2° D’avoir fait fondre des vases sacrés pour en donner l’argent à son fils, d’avoir ensuite enlevé de l’entrée du baptistère des marbres dont il avait paré son bain, puis d’avoir transporté dans son triclinium ou salle à manger des colonnes appartenant à l’église, et qui gisaient à terre depuis nombre d’années ;

3° Un autre fait de vol plus grave et plus impudent, c’était d’avoir aliéné à son profit des fermes léguées à l’église par Basilina, mère de l’empereur Julien ;

4° De garder près de lui comme son serviteur, sans l’avoir condamné au moins à la pénitence, un enfant coupable d’homicide ;

5° D’avoir repris sa femme, dont il s’était séparé au moment de son ordination et selon des engagemens solennels, de l’avoir rappelée près de lui, d’avoir cohabité avec elle et d’en avoir eu plusieurs enfans depuis son épiscopat.

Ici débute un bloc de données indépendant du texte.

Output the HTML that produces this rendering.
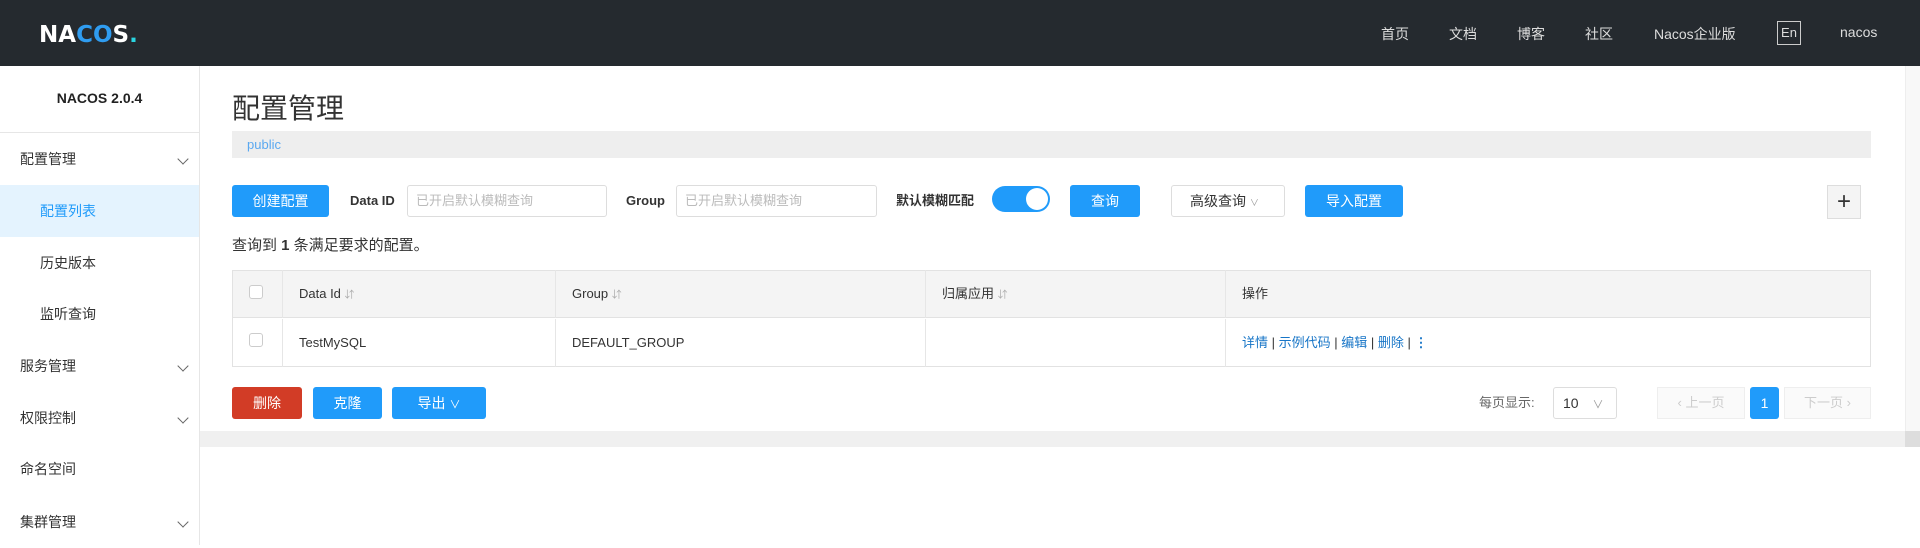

« L’évêque dont je parle est ici, ajouta Eusébius d’une voix forte, le voici : c’est Antonin d’Éphèse ; ceux qui ont acheté de lui leur ordination sont également ici, et il nomma six autres évêques. Acheteurs et vendeurs du Saint-Esprit siégent côte à côte dans cette assemblée. » En prononçant ces paroles, il tendit à Chrysostome, qui présidait, la requête dans laquelle les faits étaient détaillés, la mise en accusation formulée ; mais celui-ci refusa de la recevoir. « Si tu as quelque raison d’inimitié contre Antonin et les autres que tu accuses, n’agis point dans la colère, lui dit-il, et n’attire point de scandale sur l’église. » Puis il chargea Paul d’Héraclée, qui semblait favorable à Antonin, de travailler à leur réconciliation. Levant alors la séance, Chrysostome passa dans la basilique, suivi des autres évêques du synode, donna la paix au peuple selon l’usage et s’assit dans l’abside entouré de ses collègues en attendant le moment du sacrifice.